YOUR GOAL: Set down the lines that begin at the top of the records and end with the line containing "const fields = ['E-mail', 'Nome', 'Cognome', 'Password", and drop every picture.

──────── TASK INPUT ────────

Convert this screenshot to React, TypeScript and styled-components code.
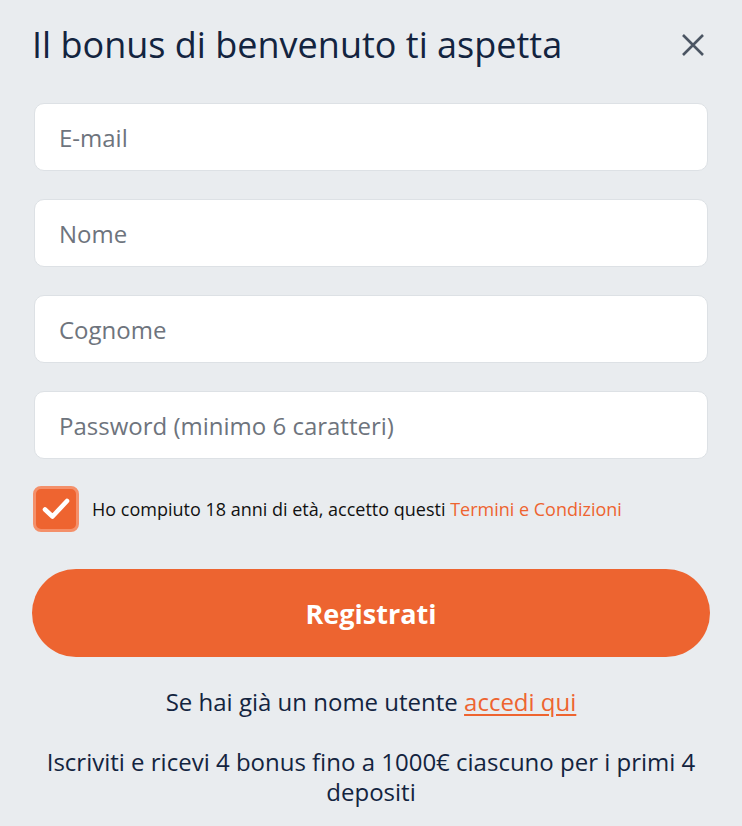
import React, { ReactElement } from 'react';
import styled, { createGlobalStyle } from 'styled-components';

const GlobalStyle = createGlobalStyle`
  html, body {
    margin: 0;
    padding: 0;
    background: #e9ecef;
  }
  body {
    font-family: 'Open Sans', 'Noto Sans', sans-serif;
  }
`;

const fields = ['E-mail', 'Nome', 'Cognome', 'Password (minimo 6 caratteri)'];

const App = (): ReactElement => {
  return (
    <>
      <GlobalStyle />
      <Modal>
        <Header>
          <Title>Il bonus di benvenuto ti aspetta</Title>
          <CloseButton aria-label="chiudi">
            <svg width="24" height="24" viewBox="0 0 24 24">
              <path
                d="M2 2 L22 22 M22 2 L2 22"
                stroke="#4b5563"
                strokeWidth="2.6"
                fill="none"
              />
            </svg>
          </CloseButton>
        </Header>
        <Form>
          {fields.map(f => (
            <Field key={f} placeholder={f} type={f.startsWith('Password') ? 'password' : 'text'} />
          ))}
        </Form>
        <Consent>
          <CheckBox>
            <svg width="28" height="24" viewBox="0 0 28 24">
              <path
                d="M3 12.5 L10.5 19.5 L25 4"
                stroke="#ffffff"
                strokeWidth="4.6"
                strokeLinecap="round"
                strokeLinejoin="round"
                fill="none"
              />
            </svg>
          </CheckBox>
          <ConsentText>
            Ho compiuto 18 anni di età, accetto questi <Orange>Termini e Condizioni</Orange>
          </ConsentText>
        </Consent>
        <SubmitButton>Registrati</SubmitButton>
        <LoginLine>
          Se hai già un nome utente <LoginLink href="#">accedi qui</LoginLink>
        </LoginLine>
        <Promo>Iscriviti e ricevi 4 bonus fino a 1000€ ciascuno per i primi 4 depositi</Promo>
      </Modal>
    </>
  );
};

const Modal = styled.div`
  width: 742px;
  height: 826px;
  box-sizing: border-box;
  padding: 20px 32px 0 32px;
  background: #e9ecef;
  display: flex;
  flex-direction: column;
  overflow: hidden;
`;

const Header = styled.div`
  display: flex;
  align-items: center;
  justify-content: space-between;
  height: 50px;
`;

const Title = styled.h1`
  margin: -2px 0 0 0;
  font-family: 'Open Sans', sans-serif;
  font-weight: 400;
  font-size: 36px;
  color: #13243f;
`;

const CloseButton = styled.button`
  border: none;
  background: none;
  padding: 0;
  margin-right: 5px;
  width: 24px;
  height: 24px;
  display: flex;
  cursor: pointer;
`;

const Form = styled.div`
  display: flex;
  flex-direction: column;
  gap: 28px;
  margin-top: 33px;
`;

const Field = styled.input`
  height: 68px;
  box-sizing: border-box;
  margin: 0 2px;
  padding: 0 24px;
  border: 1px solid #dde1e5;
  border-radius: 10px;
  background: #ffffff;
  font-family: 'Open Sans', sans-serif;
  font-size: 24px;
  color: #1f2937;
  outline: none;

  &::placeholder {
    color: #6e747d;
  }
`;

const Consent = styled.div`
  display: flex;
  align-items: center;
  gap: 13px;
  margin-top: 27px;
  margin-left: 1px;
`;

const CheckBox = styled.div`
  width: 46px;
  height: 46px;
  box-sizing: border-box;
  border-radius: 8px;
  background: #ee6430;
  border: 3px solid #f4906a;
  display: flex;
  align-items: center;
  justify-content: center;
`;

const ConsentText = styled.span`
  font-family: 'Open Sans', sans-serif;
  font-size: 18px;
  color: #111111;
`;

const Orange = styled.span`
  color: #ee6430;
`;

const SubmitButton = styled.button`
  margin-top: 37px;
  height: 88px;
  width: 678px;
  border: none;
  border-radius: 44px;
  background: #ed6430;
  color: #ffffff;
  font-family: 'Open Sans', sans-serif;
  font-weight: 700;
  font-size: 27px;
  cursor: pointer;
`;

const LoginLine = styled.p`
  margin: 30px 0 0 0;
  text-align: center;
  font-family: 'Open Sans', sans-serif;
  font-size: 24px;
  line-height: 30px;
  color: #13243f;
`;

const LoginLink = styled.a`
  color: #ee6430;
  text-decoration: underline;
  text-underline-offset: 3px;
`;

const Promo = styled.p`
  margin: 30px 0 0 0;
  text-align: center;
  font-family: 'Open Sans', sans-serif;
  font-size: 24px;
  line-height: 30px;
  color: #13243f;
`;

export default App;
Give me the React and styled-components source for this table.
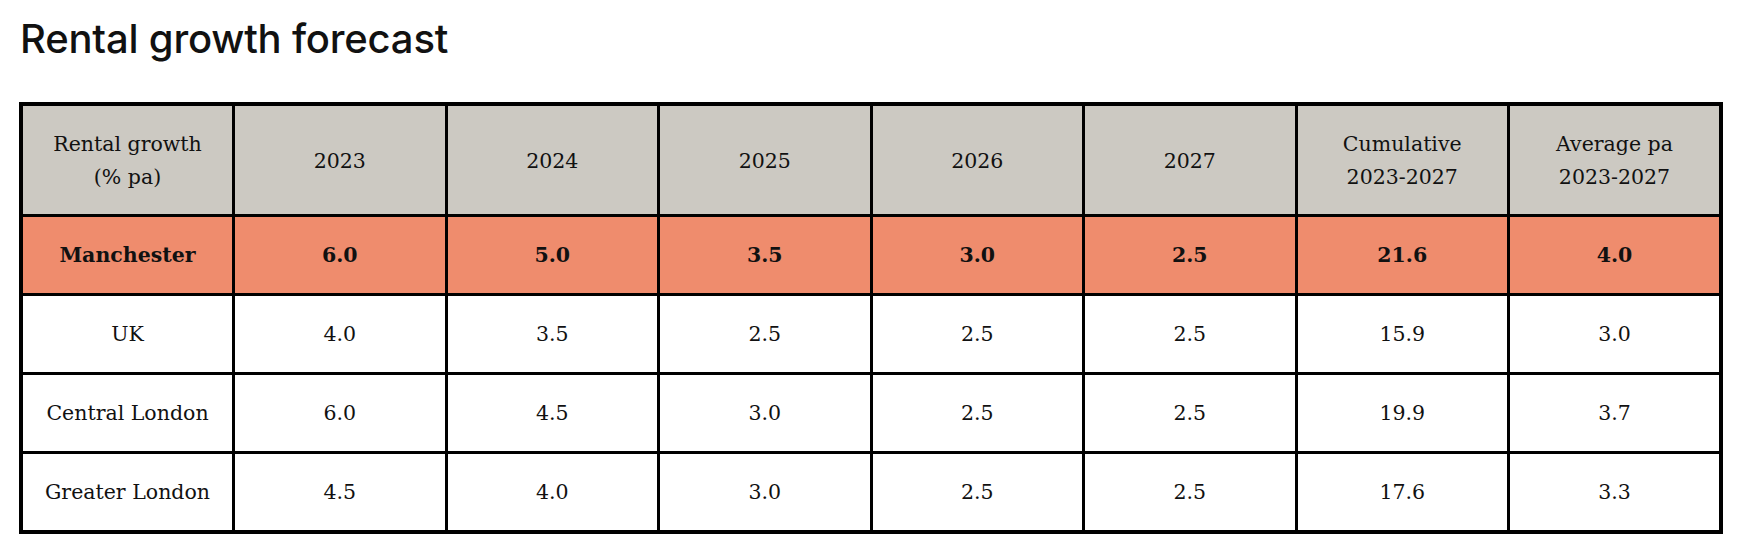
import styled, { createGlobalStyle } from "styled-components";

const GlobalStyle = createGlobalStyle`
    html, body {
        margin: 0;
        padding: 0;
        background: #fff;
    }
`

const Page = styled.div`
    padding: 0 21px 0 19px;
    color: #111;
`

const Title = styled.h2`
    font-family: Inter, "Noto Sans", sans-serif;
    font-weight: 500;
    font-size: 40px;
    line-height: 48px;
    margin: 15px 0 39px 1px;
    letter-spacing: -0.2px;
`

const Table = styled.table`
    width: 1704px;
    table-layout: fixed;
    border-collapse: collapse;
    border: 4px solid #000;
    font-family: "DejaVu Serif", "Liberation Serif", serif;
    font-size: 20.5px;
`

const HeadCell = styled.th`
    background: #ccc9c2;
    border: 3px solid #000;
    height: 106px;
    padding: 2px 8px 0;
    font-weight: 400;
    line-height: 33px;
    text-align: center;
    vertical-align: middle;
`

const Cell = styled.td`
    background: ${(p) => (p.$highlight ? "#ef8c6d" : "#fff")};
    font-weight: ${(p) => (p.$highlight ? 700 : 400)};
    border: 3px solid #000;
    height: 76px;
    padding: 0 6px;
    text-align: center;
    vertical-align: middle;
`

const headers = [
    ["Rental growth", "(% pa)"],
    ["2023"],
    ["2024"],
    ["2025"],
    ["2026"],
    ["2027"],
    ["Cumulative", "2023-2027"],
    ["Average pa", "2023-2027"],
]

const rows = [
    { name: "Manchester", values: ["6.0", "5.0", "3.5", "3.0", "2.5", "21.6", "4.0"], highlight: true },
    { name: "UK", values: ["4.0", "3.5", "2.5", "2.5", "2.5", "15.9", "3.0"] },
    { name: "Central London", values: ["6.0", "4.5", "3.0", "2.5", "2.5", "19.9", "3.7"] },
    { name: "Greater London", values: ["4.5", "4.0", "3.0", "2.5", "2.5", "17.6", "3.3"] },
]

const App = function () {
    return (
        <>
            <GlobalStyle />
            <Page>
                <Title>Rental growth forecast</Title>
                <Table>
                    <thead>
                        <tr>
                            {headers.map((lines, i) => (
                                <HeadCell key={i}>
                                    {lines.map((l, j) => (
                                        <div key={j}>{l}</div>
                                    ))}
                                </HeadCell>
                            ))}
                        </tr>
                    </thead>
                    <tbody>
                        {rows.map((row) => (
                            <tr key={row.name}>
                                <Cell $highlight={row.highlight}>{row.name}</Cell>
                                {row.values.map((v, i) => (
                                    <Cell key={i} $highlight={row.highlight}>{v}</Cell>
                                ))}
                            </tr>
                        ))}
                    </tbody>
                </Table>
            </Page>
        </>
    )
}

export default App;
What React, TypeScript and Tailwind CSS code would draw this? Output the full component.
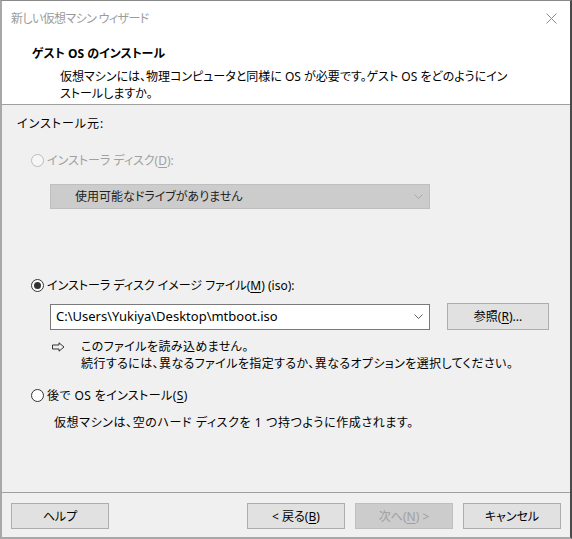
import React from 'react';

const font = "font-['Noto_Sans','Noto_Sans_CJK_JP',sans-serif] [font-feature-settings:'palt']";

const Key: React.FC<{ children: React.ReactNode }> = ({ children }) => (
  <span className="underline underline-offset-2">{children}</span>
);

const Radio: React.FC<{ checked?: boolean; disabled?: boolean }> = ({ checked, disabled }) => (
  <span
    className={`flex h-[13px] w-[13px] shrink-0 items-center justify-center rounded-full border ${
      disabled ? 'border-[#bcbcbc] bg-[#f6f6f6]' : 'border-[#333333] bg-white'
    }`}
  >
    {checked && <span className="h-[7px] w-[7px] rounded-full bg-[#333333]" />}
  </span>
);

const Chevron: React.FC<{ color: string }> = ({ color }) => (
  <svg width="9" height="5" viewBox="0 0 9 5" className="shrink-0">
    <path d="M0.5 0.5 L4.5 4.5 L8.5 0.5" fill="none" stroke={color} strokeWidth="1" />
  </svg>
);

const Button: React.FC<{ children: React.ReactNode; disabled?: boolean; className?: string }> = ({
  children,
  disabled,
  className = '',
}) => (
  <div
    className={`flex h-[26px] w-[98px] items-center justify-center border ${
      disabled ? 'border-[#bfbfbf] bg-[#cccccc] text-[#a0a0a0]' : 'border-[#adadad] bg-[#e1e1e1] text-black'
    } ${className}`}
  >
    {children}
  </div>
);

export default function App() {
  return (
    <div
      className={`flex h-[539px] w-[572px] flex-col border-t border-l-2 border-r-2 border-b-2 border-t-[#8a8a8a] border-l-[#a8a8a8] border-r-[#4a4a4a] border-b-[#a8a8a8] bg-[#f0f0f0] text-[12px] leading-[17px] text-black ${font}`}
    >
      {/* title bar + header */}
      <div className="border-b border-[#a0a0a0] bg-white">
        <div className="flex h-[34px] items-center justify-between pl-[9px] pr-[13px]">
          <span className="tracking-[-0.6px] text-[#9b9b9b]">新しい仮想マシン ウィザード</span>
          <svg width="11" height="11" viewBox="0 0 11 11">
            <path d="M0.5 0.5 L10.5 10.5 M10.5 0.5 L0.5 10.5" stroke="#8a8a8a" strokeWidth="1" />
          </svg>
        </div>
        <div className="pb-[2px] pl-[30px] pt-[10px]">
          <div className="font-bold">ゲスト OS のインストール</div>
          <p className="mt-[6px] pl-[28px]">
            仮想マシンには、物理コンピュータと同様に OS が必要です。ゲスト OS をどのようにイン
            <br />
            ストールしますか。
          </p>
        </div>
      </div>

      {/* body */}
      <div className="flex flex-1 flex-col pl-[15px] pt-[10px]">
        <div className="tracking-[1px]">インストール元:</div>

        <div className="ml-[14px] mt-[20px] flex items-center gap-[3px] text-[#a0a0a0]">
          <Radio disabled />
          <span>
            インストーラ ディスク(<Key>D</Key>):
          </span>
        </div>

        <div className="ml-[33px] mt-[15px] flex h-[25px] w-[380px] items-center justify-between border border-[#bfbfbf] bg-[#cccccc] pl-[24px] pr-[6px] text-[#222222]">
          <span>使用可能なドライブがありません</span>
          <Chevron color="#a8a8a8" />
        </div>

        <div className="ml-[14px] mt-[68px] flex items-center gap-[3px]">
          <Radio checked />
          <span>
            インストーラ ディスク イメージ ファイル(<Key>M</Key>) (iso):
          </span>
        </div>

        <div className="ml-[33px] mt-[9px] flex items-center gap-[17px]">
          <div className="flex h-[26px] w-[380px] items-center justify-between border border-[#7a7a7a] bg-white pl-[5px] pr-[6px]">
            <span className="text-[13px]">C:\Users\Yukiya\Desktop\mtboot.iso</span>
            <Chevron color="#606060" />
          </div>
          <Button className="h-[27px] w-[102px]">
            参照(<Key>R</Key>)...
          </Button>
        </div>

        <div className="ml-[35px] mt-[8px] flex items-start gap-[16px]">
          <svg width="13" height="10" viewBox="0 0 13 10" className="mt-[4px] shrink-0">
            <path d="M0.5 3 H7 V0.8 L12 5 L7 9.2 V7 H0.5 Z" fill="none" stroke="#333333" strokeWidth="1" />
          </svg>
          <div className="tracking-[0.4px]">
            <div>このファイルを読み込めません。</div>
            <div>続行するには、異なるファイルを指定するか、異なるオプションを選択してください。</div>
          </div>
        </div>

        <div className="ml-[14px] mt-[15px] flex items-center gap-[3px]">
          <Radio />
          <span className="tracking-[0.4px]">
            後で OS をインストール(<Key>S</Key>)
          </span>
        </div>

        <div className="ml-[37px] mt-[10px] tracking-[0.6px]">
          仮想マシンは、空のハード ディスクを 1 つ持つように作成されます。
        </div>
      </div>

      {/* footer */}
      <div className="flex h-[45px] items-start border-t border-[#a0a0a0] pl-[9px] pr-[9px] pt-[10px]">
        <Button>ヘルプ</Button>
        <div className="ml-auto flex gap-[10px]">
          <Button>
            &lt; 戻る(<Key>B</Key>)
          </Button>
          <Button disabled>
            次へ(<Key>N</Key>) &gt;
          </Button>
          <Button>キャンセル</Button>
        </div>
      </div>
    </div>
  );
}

────────

SOLUTION:
Convert this screenshot to React, TypeScript and styled-components code.
import React, { ReactElement } from 'react';
import styled, { createGlobalStyle } from 'styled-components';

const GlobalStyle = createGlobalStyle`
  html, body {
    margin: 0;
    padding: 0;
    background: #e9ecef;
  }
  body {
    font-family: 'Open Sans', 'Noto Sans', sans-serif;
  }
`;

const fields = ['E-mail', 'Nome', 'Cognome', 'Password (minimo 6 caratteri)'];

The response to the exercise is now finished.